When it comes to facing an attacker up close, there are a few things you’ll need to keep in mind. Compared to firing at a standoff range of a dozen yards, close-quarters combat can be much more dangerous and demanding. With a little bit of practice, plenty of common sense and good instincts, there’s no reason why you can’t come out on top every time.
Distance And Spacing
It’s important for anyone defending themselves in a tight spot to keep in mind that your attacker is closer than they appear. When you consider the fact that most pistol training is done with your arms extended, and take into account your assailant’s own reach, it’s likely that a few feet isn’t nearly enough room. If you draw your weapon within arm’s distance you can open yourself up for your attacker to use leverage against you, grabbing the barrel of your weapon and twisting it from your hands.
One of the best tips for personal defense up close is to create room between you and the bad guy. If possible, practice aiming and firing your weapon as you step backward or to the side. Try to envision your target with a reach at least as great as your own, and try get clear of the danger zone before you level your pistol. Many forms of self-defense teach that, when you’re unarmed and your attacker is holding a weapon, the best strategy is to try to slap and grab the barrel of the weapon, twisting it out of their hands.
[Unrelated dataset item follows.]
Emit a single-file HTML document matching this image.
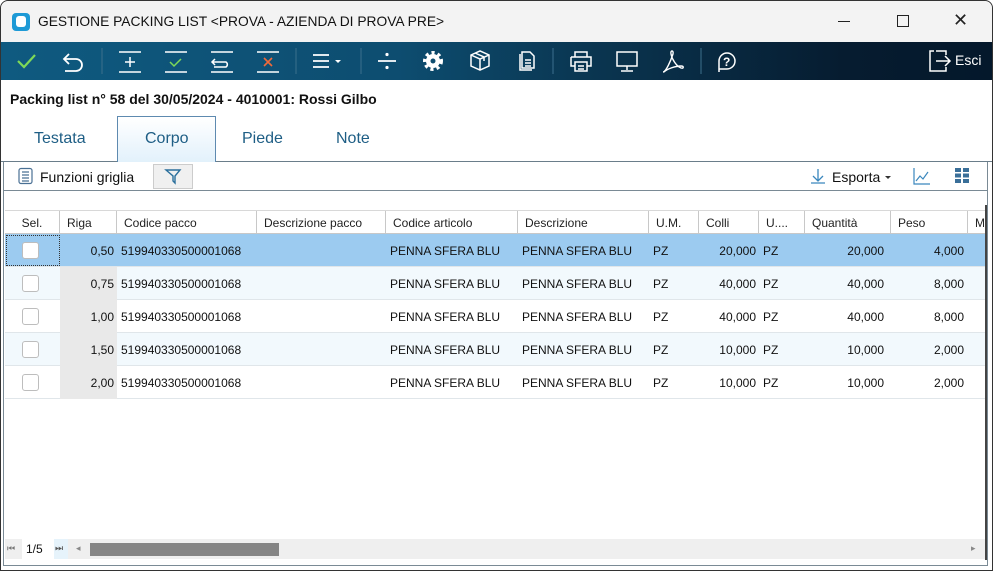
<!DOCTYPE html>
<html><head><meta charset="utf-8"><style>
*{margin:0;padding:0;box-sizing:border-box}
body{width:993px;height:571px;background:#fff;font-family:"Liberation Sans","DejaVu Sans",sans-serif;position:relative;overflow:hidden}
.a{position:absolute}
.tb svg{position:absolute;top:0}
.hd{position:absolute;top:210px;height:24px;font-size:12px;color:#222;line-height:24px;background:#fff;border-bottom:1px solid #c8c8c8;border-top:1px solid #d8d8d8}
.hc{position:absolute;top:0;height:23px;border-right:1px solid #c8c8c8;padding-left:7px;white-space:nowrap;overflow:hidden}
.row{position:absolute;left:5px;width:980px;height:33px;font-size:12px;color:#111;line-height:34px;border-bottom:1px solid #e0e6ea}
.c{position:absolute;top:0;height:32px;white-space:nowrap}
.r{text-align:right}
.g{position:absolute;left:55px;top:0;width:57px;height:33px;background:#e9e9e9}
.cb{position:absolute;left:17px;top:8px;width:17px;height:17px;border:1px solid #bdbdbd;border-radius:3px;background:#fff}
</style></head><body>
<div class="a" style="left:0;top:0;width:993px;height:571px;border:1px solid #333;border-radius:8px 8px 0 0"></div>
<div class="a" style="left:1px;top:1px;width:991px;height:41px;background:#f3f3f3;border-radius:8px 8px 0 0"></div>
<div class="a" style="left:12px;top:13px;width:18px;height:18px;background:#1e9ad6;border-radius:4px"></div>
<div class="a" style="left:16px;top:16px;width:10px;height:11px;background:#fff;border-radius:3px"></div>
<div class="a" style="left:38px;top:14px;font-size:13.8px;color:#111">GESTIONE PACKING LIST &lt;PROVA - AZIENDA DI PROVA PRE&gt;</div>
<div class="a" style="left:838px;top:21px;width:12px;height:1px;background:#222"></div>
<div class="a" style="left:897px;top:15px;width:12px;height:12px;border:1px solid #222"></div>
<div class="a" style="left:953px;top:10px;font-size:18px;color:#222">✕</div>
<div class="a tb" style="left:1px;top:42px;width:991px;height:38px;background:linear-gradient(90deg,#0f5a80 0%,#0d4d70 40%,#0a3550 60%,#061c30 85%,#04182b 100%)">
<svg width="991" height="38" fill="none" stroke="#fff" stroke-width="1.8">
<path d="M17 19l6 6 11-12" stroke="#7ed957" stroke-width="2.2"/>
<path d="M68 12l-5 5 5 5M63 17h12a6 6 0 010 12h-11"/>
<line x1="101" y1="6" x2="101" y2="32" stroke="#3b6f8c" stroke-width="1"/>
<path d="M118 10h22M118 30h22M129 15v10M124 20h10" stroke-width="1.5"/>
<path d="M164 10h22M164 30h22" stroke-width="1.5"/><path d="M169 20l4 4 7-7" stroke="#7ed957" stroke-width="1.5"/>
<path d="M210 10h22M210 30h22M214 17l-3 3 3 3M211 20h14a3 3 0 010 5h-12" stroke-width="1.5"/>
<path d="M256 10h22M256 30h22" stroke-width="1.5"/><path d="M263 16l8 8M271 16l-8 8" stroke="#f06a3a" stroke-width="1.6"/>
<line x1="295" y1="6" x2="295" y2="32" stroke="#3b6f8c" stroke-width="1"/>
<path d="M312 13h16M312 19h16M312 25h16"/><path d="M334 18h6l-3 3z" fill="#fff" stroke="none"/>
<line x1="360" y1="6" x2="360" y2="32" stroke="#3b6f8c" stroke-width="1"/>
<path d="M377 19h18"/><circle cx="386" cy="12.5" r="1.6" fill="#fff" stroke="none"/><circle cx="386" cy="25.5" r="1.6" fill="#fff" stroke="none"/>
<circle cx="432" cy="19" r="8" stroke-width="4" stroke-dasharray="3 3"/><circle cx="432" cy="19" r="7" fill="#fff" stroke="none"/><circle cx="432" cy="19" r="2.5" fill="#0d4d70" stroke="none"/>
<path d="M470 13l9-4 9 4v11l-9 4-9-4zM470 13l9 4 9-4M479 17v11M474 11l9 4v4" stroke-width="1.5"/>
<path d="M519 12v16h12M521 10h8l4 4v12h-12z M524 18h6M524 21h6M524 24h6" stroke-width="1.5"/>
<line x1="552" y1="6" x2="552" y2="32" stroke="#3b6f8c" stroke-width="1"/>
<path d="M574 15v-5h12v5M570 15h20v9h-4M574 24h-4v-9M574 20h12v9h-12zM577 24h6M577 27h6" stroke-width="1.5"/>
<path d="M616 10h20v14h-20zM626 24v4M620 29h12" stroke-width="1.5"/>
<path d="M662 30c3 0 8-12 10-18c1-4-3-4-2 0c1 5 5 12 10 14c3 1 3-2 0-2c-6 0-14 3-17 6" stroke-width="1.4"/>
<line x1="700" y1="6" x2="700" y2="32" stroke="#3b6f8c" stroke-width="1"/>
<path d="M718 30v-11a8 8 0 118 8h-8z" stroke-width="1.5"/><text x="722" y="24" fill="#fff" stroke="none" font-size="12" font-family="Liberation Sans" font-weight="bold">?</text>
<path d="M935 9h10v4M945 25v4h-16v-20h4M935 19h14M944 14l5 5-5 5" stroke-width="1.5"/>
</svg>
<div class="a" style="left:954px;top:10px;color:#fff;font-size:14px">Esci</div>
</div>
<div class="a" style="left:10px;top:91px;font-size:14px;font-weight:bold;color:#111">Packing list n° 58 del 30/05/2024 - 4010001: Rossi Gilbo</div>
<div class="a" style="left:1px;top:161px;width:991px;height:1px;background:#6a7d8a"></div>
<div class="a" style="left:117px;top:116px;width:99px;height:46px;border:1px solid #5e8ab0;border-bottom:none;background:linear-gradient(#fff,#e2f1fb)"></div>
<div class="a" style="left:34px;top:130px;font-size:16px;color:#1e5e85">Testata</div>
<div class="a" style="left:145px;top:130px;font-size:16px;color:#1e5e85">Corpo</div>
<div class="a" style="left:242px;top:130px;font-size:16px;color:#1e5e85">Piede</div>
<div class="a" style="left:336px;top:130px;font-size:16px;color:#1e5e85">Note</div>
<div class="a" style="left:3px;top:162px;width:985px;height:29px;border:1px solid #7a8a95;border-top:none"></div>
<svg class="a" style="left:17px;top:167px" width="18" height="18" fill="none" stroke="#4a7094" stroke-width="1.2"><rect x="2" y="1.5" width="13" height="15" rx="2"/><path d="M5 5h7M5 8h7M5 11h7M5 14h7"/></svg>
<div class="a" style="left:40px;top:169px;font-size:14px;color:#111">Funzioni griglia</div>
<div class="a" style="left:153px;top:164px;width:40px;height:25px;border:1px solid #ccc;background:#f0f0f0"></div>
<svg class="a" style="left:164px;top:167px" width="18" height="18" fill="none" stroke="#2a6f9c" stroke-width="1.4"><path d="M2 3h14l-5 6v7l-2-2V9z"/></svg>
<svg class="a" style="left:809px;top:167px" width="18" height="18" fill="none" stroke="#3a87bd" stroke-width="1.3"><path d="M9 2v12M4 9l5 5 5-5M2 16h14"/></svg>
<div class="a" style="left:832px;top:169px;font-size:14px;color:#111">Esporta</div>
<div class="a" style="left:885px;top:176px;border:3px solid transparent;border-top:3px solid #333"></div>
<svg class="a" style="left:912px;top:166px" width="20" height="20" fill="none" stroke="#3a87bd" stroke-width="1.2"><path d="M2 2v16h16M4 15l4-5 3 3 5-7"/></svg>
<svg class="a" style="left:954px;top:167px" width="16" height="16" fill="#3a6f99"><rect x="1" y="1" width="6" height="4"/><rect x="9" y="1" width="6" height="4"/><rect x="1" y="6.5" width="6" height="4"/><rect x="9" y="6.5" width="6" height="4"/><rect x="1" y="12" width="6" height="4"/><rect x="9" y="12" width="6" height="4"/></svg>
<div class="a" style="left:3px;top:191px;width:985px;height:375px;border:1px solid #7a8a95;border-top:none"></div>
<div class="a" style="left:985px;top:205px;width:2px;height:355px;background:#444"></div>
<div class="hd" style="left:5px;width:980px">
<div class="hc" style="left:0;width:55px;text-align:center;padding:0">Sel.</div>
<div class="hc" style="left:55px;width:57px">Riga</div>
<div class="hc" style="left:112px;width:140px">Codice pacco</div>
<div class="hc" style="left:252px;width:129px">Descrizione pacco</div>
<div class="hc" style="left:381px;width:132px">Codice articolo</div>
<div class="hc" style="left:513px;width:131px">Descrizione</div>
<div class="hc" style="left:644px;width:50px">U.M.</div>
<div class="hc" style="left:694px;width:60px">Colli</div>
<div class="hc" style="left:754px;width:46px">U....</div>
<div class="hc" style="left:800px;width:86px">Quantità</div>
<div class="hc" style="left:886px;width:77px">Peso</div>
<div class="hc" style="left:963px;width:17px;border:none">M</div>
</div>

<div class="row" style="top:234px;background:#9ccbf0"><div class="a" style="left:1px;top:1px;width:54px;height:31px;border:1px dotted #333"></div><div class="cb"></div><div class="c r" style="left:55px;width:54px">0,50</div><div class="c" style="left:116px">519940330500001068</div><div class="c" style="left:385px">PENNA SFERA BLU</div><div class="c" style="left:517px">PENNA SFERA BLU</div><div class="c" style="left:648px">PZ</div><div class="c r" style="left:694px;width:57px">20,000</div><div class="c" style="left:758px">PZ</div><div class="c r" style="left:800px;width:79px">20,000</div><div class="c r" style="left:886px;width:73px">4,000</div></div>
<div class="row" style="top:267px;background:#f2f9fd"><div class="g"></div><div class="cb"></div><div class="c r" style="left:55px;width:54px">0,75</div><div class="c" style="left:116px">519940330500001068</div><div class="c" style="left:385px">PENNA SFERA BLU</div><div class="c" style="left:517px">PENNA SFERA BLU</div><div class="c" style="left:648px">PZ</div><div class="c r" style="left:694px;width:57px">40,000</div><div class="c" style="left:758px">PZ</div><div class="c r" style="left:800px;width:79px">40,000</div><div class="c r" style="left:886px;width:73px">8,000</div></div>
<div class="row" style="top:300px"><div class="g"></div><div class="cb"></div><div class="c r" style="left:55px;width:54px">1,00</div><div class="c" style="left:116px">519940330500001068</div><div class="c" style="left:385px">PENNA SFERA BLU</div><div class="c" style="left:517px">PENNA SFERA BLU</div><div class="c" style="left:648px">PZ</div><div class="c r" style="left:694px;width:57px">40,000</div><div class="c" style="left:758px">PZ</div><div class="c r" style="left:800px;width:79px">40,000</div><div class="c r" style="left:886px;width:73px">8,000</div></div>
<div class="row" style="top:333px;background:#f2f9fd"><div class="g"></div><div class="cb"></div><div class="c r" style="left:55px;width:54px">1,50</div><div class="c" style="left:116px">519940330500001068</div><div class="c" style="left:385px">PENNA SFERA BLU</div><div class="c" style="left:517px">PENNA SFERA BLU</div><div class="c" style="left:648px">PZ</div><div class="c r" style="left:694px;width:57px">10,000</div><div class="c" style="left:758px">PZ</div><div class="c r" style="left:800px;width:79px">10,000</div><div class="c r" style="left:886px;width:73px">2,000</div></div>
<div class="row" style="top:366px"><div class="g"></div><div class="cb"></div><div class="c r" style="left:55px;width:54px">2,00</div><div class="c" style="left:116px">519940330500001068</div><div class="c" style="left:385px">PENNA SFERA BLU</div><div class="c" style="left:517px">PENNA SFERA BLU</div><div class="c" style="left:648px">PZ</div><div class="c r" style="left:694px;width:57px">10,000</div><div class="c" style="left:758px">PZ</div><div class="c r" style="left:800px;width:79px">10,000</div><div class="c r" style="left:886px;width:73px">2,000</div></div>

<div class="a" style="left:5px;top:539px;width:980px;height:20px;background:#efefef"></div>
<div class="a" style="left:22px;top:539px;width:32px;height:20px;background:#fff"></div>
<div class="a" style="left:7px;top:543px;font-size:9px;color:#777">⏮</div>
<div class="a" style="left:26px;top:542px;font-size:12px;color:#111">1/5</div>
<div class="a" style="left:54px;top:539px;width:14px;height:20px;background:#e6f3fb"></div>
<div class="a" style="left:55px;top:543px;font-size:9px;color:#555">⏭</div>
<div class="a" style="left:76px;top:543px;font-size:9px;color:#888">◂</div>
<div class="a" style="left:90px;top:543px;width:189px;height:13px;background:#858585"></div>
<div class="a" style="left:971px;top:543px;font-size:9px;color:#888">▸</div>
</body></html>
Don’t open yourself up for a counterattack, make as much room between yourself and your assailant as possible, and keep in mind that they may have a few tricks of their own.
Positioning Your Weapon
Whether you’re using an AR-15 or a pistol, practice handling your weapon in the retention position. That is, with your gun held close to your side and just above the hip. With a pistol the retention position is typically a one-handed stance, but with a carbine or rifle you’ll want to hold your off-hand further up the barrel than usual. A pistol-grip or extendable stock can make a carbine much easier to handle in close quarters, in part because it makes it easier and faster to fall-back into the retention position.
Firing from the retention position is absolutely possible, but it does take quite a bit of practice. Your accuracy is sure to suffer, and without a fair amount of drilling even pulling the trigger will feel awkward. If you’re going to practice firing from the retention position do it dry at first, since it can be easy to graze your side or tangle your weapon in your clothing when you first start. If you’ve never practiced firing from the retention position then you should only attempt it as a last resort.
Responding To A Jam
Taking the time to clear a jam in a close-range self-defense situation is the surest way to make you end up the loser — whether it’s your wallet or your life. The safest course of action when a weapon jams is to discard it and draw another if possible. With your adrenaline pumping and every second crucial, a jammed weapon is no better than an unloaded one.
If you aren’t carrying a holdout, and your life is in danger, consider reversing your weapon and using it to pistol-whip your attacker. If you happen to have a carbine or rifle instead of a pistol and you face a jam, use the butt of the gun to pummel your opponent’s head, neck, and chest. Don’t hold back, since the situation has already escalated to deadly force there’s no room for hesitation.